U.S. Senator Susan Collins (R-ME) speaks on behalf of one of U.S. President Donald Trump's judicial nominees during a Senate Judiciary Committee confirmation hearing on Capitol Hill in Washington, D.C., U.S., July 30, 2025. REUTERS/File Photo
The conservative Supreme Court and Southern GOP legislators may be working furiously to gerrymander themselves into a permanent majority, but Zeteo writer John Harwood said Senate Congressional seats are not so heavily impacted by those undemocratic efforts.
Unlike congressional House districts that Republicans are working feverishly to gerrymander into single-party permanent rule, Senate seats are voted at-large by whole state populations. This means the outcomes of Senate seats are more easily impacted by the popularity of whatever party is floating voters’ boat, rather than politicians’ attempts to cherry-pick their own voters.

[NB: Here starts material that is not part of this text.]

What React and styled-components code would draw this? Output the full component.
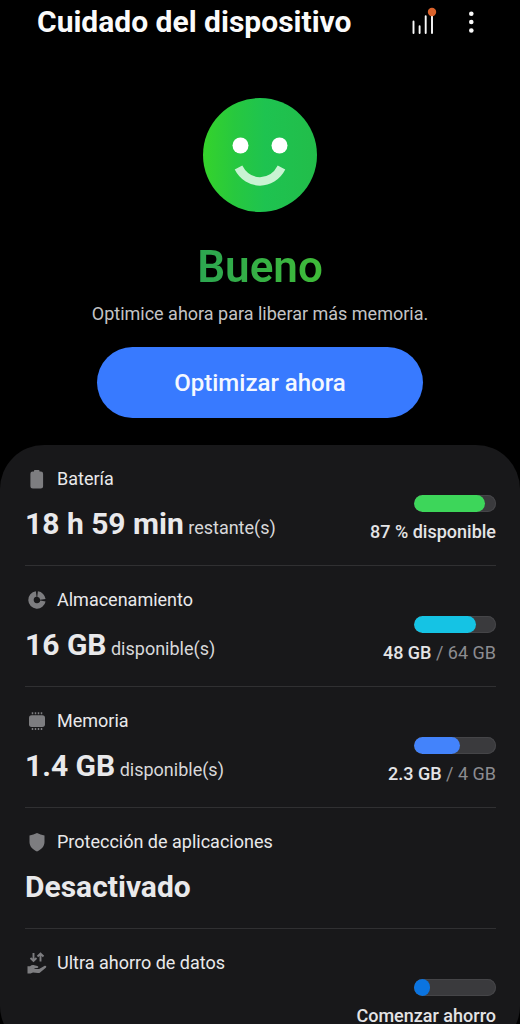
import React from 'react';
import styled, { createGlobalStyle } from 'styled-components';

const GlobalStyle = createGlobalStyle`
    * {
        box-sizing: border-box;
    }
    body {
        margin: 0;
        background: #000;
        color: #e9e9eb;
        font-family: 'Roboto', 'Liberation Sans', sans-serif;
    }
`;

const Screen = styled.div`
    height: 100vh;
    overflow-y: auto;
    scrollbar-width: none;
`;

const Header = styled.header`
    display: flex;
    align-items: center;
    gap: 16px;
    padding: 6px 33px 6px 37px;
`;

const Title = styled.h1`
    flex: 1;
    margin: 0;
    font-size: 30px;
    line-height: 32px;
    font-weight: 700;
    color: #fafafa;
`;

const IconButton = styled.button`
    width: 32px;
    height: 32px;
    padding: 0;
    border: 0;
    background: none;
    color: #fafafa;
    cursor: pointer;
    svg {
        display: block;
    }
`;

const Hero = styled.section`
    display: flex;
    flex-direction: column;
    align-items: center;
    padding: 54px 24px 27px;
    text-align: center;
`;

const Status = styled.h2`
    margin: 29px 0 9px;
    font-size: 44px;
    line-height: 52px;
    font-weight: 600;
    color: transparent;
    background: linear-gradient(90deg, #2ca651, #3fbb38);
    background-clip: text;
`;

const Hint = styled.p`
    margin: 0 0 21px;
    font-size: 18px;
    line-height: 24px;
    color: #c4c4c6;
`;

const OptimizeButton = styled.button`
    width: 69%;
    height: 71px;
    border: 0;
    border-radius: 36px;
    background: #387aff;
    color: #f4f8ff;
    font-family: inherit;
    font-size: 24px;
    font-weight: 500;
    cursor: pointer;
`;

const Panel = styled.ul`
    margin: 0;
    padding: 0 24px 0 25px;
    list-style: none;
    background: #18181a;
    border-radius: 44px;
`;

const Item = styled.li`
    border-bottom: 1px solid ${props => (props.$last ? 'transparent' : '#303032')};
`;

const Row = styled.a`
    display: flex;
    align-items: flex-end;
    justify-content: space-between;
    padding: 23px 0 22px;
    color: inherit;
    text-decoration: none;
`;

const Label = styled.div`
    display: flex;
    align-items: center;
    gap: 8px;
    height: 22px;
    margin-bottom: 16px;
    font-size: 18px;
    line-height: 22px;
    svg {
        flex: none;
        color: #7d7d80;
    }
`;

const Value = styled.div`
    height: 37px;
    font-size: 30px;
    line-height: 36px;
    font-weight: 700;
    small {
        font-size: 18px;
        line-height: 18px;
        font-weight: 400;
        color: #d8d8da;
    }
`;

const Usage = styled.div`
    display: flex;
    flex-direction: column;
    align-items: flex-end;
    gap: 9px;
`;

const Track = styled.div`
    width: 82px;
    height: 17px;
    overflow: hidden;
    border-radius: 9px;
    background: #3a3a3d;
    box-shadow: inset 0 0 0 1px #454548;
`;

const Fill = styled.div`
    height: 100%;
    border-radius: 9px;
    background: ${props => props.$color};
`;

const UsageText = styled.div`
    font-size: 18px;
    line-height: 22px;
    color: #8c8c90;
    b {
        font-weight: 500;
        color: #e4e4e6;
    }
`;

const FaceIcon = () => (
  <svg width="114" height="114" viewBox="0 0 114 114" aria-hidden="true">
    <defs>
      <linearGradient id="face" x1="0" y1="0" x2="1" y2="0">
        <stop offset="0" stopColor="#35d32b" />
        <stop offset="0.28" stopColor="#27c83f" />
        <stop offset="0.55" stopColor="#1ec350" />
        <stop offset="1" stopColor="#22bd4a" />
      </linearGradient>
    </defs>
    <circle cx="57" cy="57" r="57" fill="url(#face)" />
    <circle cx="37.5" cy="47.5" r="8" fill="#fff" />
    <circle cx="76.5" cy="47.5" r="8" fill="#fff" />
    <path d="M35.5 69.5C45 88 69 88 78.5 69.5" fill="none" stroke="#c9f3d3" strokeWidth="8.5" />
  </svg>
);

const SignalIcon = () => (
  <svg width="32" height="32" viewBox="0 0 32 32" aria-hidden="true">
    <path d="M6.5 15.5V27M12.6 20.3V27M18.7 10.3V27M25 10V27" stroke="currentColor" strokeWidth="1.9" strokeLinecap="round" />
    <circle cx="25" cy="6" r="4.2" fill="#d9622b" />
  </svg>
);

const MoreIcon = () => (
  <svg width="32" height="32" viewBox="0 0 32 32" fill="currentColor" aria-hidden="true">
    <circle cx="16.3" cy="7.8" r="2.3" />
    <circle cx="16.3" cy="16" r="2.3" />
    <circle cx="16.3" cy="24.5" r="2.3" />
  </svg>
);

const BatteryIcon = () => (
  <svg width="24" height="24" viewBox="0 0 24 24" fill="currentColor" aria-hidden="true">
    <path d="M9 3.8Q9 3 9.8 3h3.9q.8 0 .8.8V4.500h1.4q2.200 0 2.200 2.200V19q0 2.500-2.500 2.500H7.900Q5.400 21.500 5.400 19V6.700q0-2.200 2.200-2.200H9z" />
  </svg>
);

const StorageIcon = () => (
  <svg width="24" height="24" viewBox="0 0 24 24" fill="none" stroke="currentColor" strokeWidth="5.4" aria-hidden="true">
    <path d="M17.9 13A6 6 0 1 1 11.2 6.05" />
    <path d="M12.6 6.050A6 6 0 0 1 17.9 11.400" />
  </svg>
);

const MemoryIcon = () => (
  <svg width="24" height="24" viewBox="0 0 24 24" fill="currentColor" aria-hidden="true">
    <rect x="4" y="6.3" width="16" height="11.6" rx="2.6" />
    <path d="M7.5 3.3v2M10.5 3.3v2M13.5 3.3v2M16.5 3.3v2M7.5 19v2M10.5 19v2M13.5 19v2M16.5 19v2" stroke="currentColor" strokeWidth="1.5" />
  </svg>
);

const ShieldIcon = () => (
  <svg width="24" height="24" viewBox="0 0 24 24" fill="currentColor" aria-hidden="true">
    <path d="M12 3Q15.5 5 19.5 5.4V12C19.5 16.5 16.3 19.6 12 21.4 7.7 19.6 4.500 16.5 4.500 12V5.400Q8.500 5 12 3z" />
  </svg>
);

const DataSaverIcon = () => (
  <svg width="24" height="24" viewBox="0 0 24 24" fill="currentColor" aria-hidden="true">
    <path d="M8.500 2v8M5.500 7 8.500 10 11.500 7M15.500 10.500V2.500M12.500 5.500 15.500 2.500 18.500 5.500" fill="none" stroke="currentColor" strokeWidth="1.9" />
    <path d="M2.500 15.300H5c1.400-1.300 2.800-1.500 4.300-1l3 .8c1.600.4 1.300 2-.2 2l-2.600.1v.7h4.600l5.200-2.900c1.500-.8 2.800.6 1.500 1.700l-5.400 4.600c-.9.700-1.500.9-2.600.8L8 21.500 5.500 22.500h-3z" />
  </svg>
);

const items = [
  { id: 'bateria', Icon: BatteryIcon, label: 'Batería', value: '18 h 59 min', unit: 'restante(s)', percent: 87, color: '#3dd65a', used: '87 % disponible' },
  { id: 'almacenamiento', Icon: StorageIcon, label: 'Almacenamiento', value: '16 GB', unit: 'disponible(s)', percent: 75, color: '#15c3e4', used: '48 GB', total: '64 GB' },
  { id: 'memoria', Icon: MemoryIcon, label: 'Memoria', value: '1.4 GB', unit: 'disponible(s)', percent: 56, color: '#4383fb', used: '2.3 GB', total: '4 GB' },
  { id: 'proteccion', Icon: ShieldIcon, label: 'Protección de aplicaciones', value: 'Desactivado' },
  { id: 'datos', Icon: DataSaverIcon, label: 'Ultra ahorro de datos', percent: 20, color: '#0b74e0', used: 'Comenzar ahorro' },
];

export default function App() {
  return (
    <Screen>
      <GlobalStyle />
      <Header>
        <Title>Cuidado del dispositivo</Title>
        <IconButton type="button" aria-label="Diagnóstico"><SignalIcon /></IconButton>
        <IconButton type="button" aria-label="Más opciones"><MoreIcon /></IconButton>
      </Header>
      <Hero>
        <FaceIcon />
        <Status>Bueno</Status>
        <Hint>Optimice ahora para liberar más memoria.</Hint>
        <OptimizeButton type="button">Optimizar ahora</OptimizeButton>
      </Hero>
      <Panel>
        {items.map(({ id, Icon, label, value, unit, percent, color, used, total }, index) => (
          <Item key={id} $last={index === items.length - 1}>
            <Row href={'#' + id}>
              <div>
                <Label><Icon />{label}</Label>
                <Value>{value}{unit && <small> {unit}</small>}</Value>
              </div>
              {used && (
                <Usage>
                  <Track>
                    <Fill $color={color} style={{ width: percent + '%' }} />
                  </Track>
                  <UsageText><b>{used}</b>{total && ' / ' + total}</UsageText>
                </Usage>
              )}
            </Row>
          </Item>
        ))}
      </Panel>
    </Screen>
  );
}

But President Donald Trump’s steadily eroding public standing – 35 percent approval in the latest CNN polling average – has Democrats confident, said Harwood. And the Senate is “the chokepoint for a president’s Cabinet and judicial appointments.”

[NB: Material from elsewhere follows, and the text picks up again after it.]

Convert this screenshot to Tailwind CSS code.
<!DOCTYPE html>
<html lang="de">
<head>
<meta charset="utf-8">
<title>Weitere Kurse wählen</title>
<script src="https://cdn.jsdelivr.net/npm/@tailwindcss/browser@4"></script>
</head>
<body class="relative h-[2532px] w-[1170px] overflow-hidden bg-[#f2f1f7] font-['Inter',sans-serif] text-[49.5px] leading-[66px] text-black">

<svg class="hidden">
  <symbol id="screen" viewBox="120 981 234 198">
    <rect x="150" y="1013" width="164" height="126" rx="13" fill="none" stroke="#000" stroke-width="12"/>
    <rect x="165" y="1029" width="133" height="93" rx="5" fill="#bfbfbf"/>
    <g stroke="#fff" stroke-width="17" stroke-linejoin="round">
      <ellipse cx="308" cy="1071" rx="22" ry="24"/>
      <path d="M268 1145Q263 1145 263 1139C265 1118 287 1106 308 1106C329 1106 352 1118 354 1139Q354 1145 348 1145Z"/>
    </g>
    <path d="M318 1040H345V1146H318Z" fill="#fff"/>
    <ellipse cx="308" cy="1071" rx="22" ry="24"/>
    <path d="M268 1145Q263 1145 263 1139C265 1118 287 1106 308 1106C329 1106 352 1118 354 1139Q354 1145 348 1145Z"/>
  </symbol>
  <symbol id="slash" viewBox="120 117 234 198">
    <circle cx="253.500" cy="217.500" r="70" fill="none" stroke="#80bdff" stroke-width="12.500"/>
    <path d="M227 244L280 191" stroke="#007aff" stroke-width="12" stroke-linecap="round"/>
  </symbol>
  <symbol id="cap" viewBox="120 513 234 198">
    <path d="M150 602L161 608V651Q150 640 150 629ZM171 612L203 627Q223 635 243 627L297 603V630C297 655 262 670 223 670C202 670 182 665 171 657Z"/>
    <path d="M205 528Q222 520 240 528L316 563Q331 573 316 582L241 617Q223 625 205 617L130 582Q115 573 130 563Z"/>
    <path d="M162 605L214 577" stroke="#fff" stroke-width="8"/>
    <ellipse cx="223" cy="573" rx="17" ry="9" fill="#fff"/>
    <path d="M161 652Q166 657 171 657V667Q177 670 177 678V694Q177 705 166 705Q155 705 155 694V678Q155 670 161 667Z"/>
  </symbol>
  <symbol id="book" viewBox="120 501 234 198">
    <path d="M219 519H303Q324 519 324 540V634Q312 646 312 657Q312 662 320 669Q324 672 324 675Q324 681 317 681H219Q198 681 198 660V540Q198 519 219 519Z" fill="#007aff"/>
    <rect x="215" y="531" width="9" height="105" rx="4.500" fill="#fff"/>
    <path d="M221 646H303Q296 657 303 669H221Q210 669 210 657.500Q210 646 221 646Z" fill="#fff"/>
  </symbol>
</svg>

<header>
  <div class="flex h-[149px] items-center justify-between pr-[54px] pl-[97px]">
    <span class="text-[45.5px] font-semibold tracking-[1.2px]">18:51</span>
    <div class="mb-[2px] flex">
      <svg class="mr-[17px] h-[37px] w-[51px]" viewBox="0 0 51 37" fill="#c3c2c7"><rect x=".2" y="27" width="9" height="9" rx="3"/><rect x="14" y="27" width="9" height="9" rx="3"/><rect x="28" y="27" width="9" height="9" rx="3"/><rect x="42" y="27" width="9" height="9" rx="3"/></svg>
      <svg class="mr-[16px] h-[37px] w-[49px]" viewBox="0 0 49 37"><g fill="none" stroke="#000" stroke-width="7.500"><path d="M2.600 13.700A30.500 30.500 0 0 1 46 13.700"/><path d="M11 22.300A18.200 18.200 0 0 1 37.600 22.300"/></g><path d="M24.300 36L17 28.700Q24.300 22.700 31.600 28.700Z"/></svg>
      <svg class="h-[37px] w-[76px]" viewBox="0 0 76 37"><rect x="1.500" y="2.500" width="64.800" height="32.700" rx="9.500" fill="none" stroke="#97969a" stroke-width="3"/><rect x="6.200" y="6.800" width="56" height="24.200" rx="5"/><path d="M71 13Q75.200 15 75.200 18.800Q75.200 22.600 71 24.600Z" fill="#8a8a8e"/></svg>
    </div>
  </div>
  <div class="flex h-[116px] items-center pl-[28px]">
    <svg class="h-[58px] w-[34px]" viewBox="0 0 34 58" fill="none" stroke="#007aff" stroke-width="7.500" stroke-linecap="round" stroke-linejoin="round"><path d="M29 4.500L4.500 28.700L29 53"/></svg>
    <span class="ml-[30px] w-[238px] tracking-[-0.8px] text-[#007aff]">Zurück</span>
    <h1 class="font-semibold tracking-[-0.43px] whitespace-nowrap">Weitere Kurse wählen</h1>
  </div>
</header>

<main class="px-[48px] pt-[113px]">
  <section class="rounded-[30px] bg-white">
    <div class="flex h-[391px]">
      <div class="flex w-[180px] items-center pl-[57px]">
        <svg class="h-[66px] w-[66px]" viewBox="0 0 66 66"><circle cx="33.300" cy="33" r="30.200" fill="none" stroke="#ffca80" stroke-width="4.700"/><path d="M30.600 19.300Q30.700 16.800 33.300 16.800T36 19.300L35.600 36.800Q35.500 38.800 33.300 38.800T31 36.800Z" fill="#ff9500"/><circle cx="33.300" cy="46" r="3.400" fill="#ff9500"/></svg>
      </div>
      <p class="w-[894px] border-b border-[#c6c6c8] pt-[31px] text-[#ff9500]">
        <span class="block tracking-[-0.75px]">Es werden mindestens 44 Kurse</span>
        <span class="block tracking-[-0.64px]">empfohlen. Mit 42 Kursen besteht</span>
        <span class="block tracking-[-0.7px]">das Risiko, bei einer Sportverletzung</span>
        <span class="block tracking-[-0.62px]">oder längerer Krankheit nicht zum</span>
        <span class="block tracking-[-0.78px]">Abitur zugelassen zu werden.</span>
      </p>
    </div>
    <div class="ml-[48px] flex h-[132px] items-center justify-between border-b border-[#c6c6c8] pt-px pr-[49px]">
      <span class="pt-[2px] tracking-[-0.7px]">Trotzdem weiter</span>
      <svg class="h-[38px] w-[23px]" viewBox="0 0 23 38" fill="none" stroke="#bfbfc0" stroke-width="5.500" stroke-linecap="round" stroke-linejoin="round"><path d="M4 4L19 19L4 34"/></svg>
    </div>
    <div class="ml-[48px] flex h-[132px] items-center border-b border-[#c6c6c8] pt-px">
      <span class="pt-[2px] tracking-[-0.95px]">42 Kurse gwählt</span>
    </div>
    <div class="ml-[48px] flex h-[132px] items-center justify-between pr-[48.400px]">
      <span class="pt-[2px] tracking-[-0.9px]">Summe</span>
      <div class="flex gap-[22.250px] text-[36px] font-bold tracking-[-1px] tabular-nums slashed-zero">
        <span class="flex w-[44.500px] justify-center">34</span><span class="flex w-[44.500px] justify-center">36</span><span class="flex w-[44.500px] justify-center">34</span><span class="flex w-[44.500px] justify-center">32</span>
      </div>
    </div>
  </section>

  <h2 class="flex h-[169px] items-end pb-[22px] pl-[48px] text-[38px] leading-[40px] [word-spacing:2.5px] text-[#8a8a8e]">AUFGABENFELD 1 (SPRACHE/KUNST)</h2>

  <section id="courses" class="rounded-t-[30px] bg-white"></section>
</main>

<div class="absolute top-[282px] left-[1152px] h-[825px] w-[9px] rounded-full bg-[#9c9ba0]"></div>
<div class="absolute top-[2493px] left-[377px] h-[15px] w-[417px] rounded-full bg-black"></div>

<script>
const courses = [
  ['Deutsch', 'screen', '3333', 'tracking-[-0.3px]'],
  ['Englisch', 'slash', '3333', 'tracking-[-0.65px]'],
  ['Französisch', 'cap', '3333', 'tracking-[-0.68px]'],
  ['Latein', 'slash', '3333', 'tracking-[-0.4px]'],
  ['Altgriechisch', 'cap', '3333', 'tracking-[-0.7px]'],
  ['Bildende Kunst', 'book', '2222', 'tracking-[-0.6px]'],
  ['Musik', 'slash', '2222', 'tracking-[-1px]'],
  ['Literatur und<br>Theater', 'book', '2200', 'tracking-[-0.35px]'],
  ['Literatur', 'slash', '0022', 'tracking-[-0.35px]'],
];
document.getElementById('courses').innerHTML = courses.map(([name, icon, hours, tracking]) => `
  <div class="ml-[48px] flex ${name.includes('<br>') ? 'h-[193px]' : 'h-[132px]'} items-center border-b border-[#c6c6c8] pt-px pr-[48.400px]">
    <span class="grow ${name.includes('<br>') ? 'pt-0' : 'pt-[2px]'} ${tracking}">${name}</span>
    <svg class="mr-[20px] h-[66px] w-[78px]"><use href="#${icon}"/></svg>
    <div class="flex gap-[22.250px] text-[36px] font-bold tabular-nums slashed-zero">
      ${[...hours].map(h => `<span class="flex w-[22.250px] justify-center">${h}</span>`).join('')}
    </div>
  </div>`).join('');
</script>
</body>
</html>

“Ohio has grown increasingly red since Barack Obama carried it in his 2012 re-election. But Democrats have a strong shot with former Senator Sherrod Brown, an economic populist who lost by just 3.5 percentage points last election cycle as Trump won Ohio by triple that margin,” reports Harwood.
Democrats also haven’t won an Alaska Senate seat since 2008, but the party managed to recruit “an ideal candidate” in Mary Peltola, who’s already been elected statewide and faces vulnerable incumbent Dan Sullivan. And while Iowa no longer figures in Democratic presidential planning, Trump’s standing has fallen underwater there, thanks to his policies hurtful impact on farmers. Plus, incumbent Senator Joni Ernst has decided not to run.
Betting on Texas never pays off for Dems, but Trump managed to erase his standing with the state’s Latino voters, and Harwood said Democratic nominee James Talarico appears to have an “unusual gift” as a Christian-themed communicator in an unusually religious state.
Meanwhile, up in Maine, Harwood said Sen. Susan Collins appears to have the same problem many of her GOP brethren are suffering: they’re beholden to a very unpopular president. Even Colins’ “thoughtful-moderate persona” appears to have “passed its political expiration date,” said Harwood.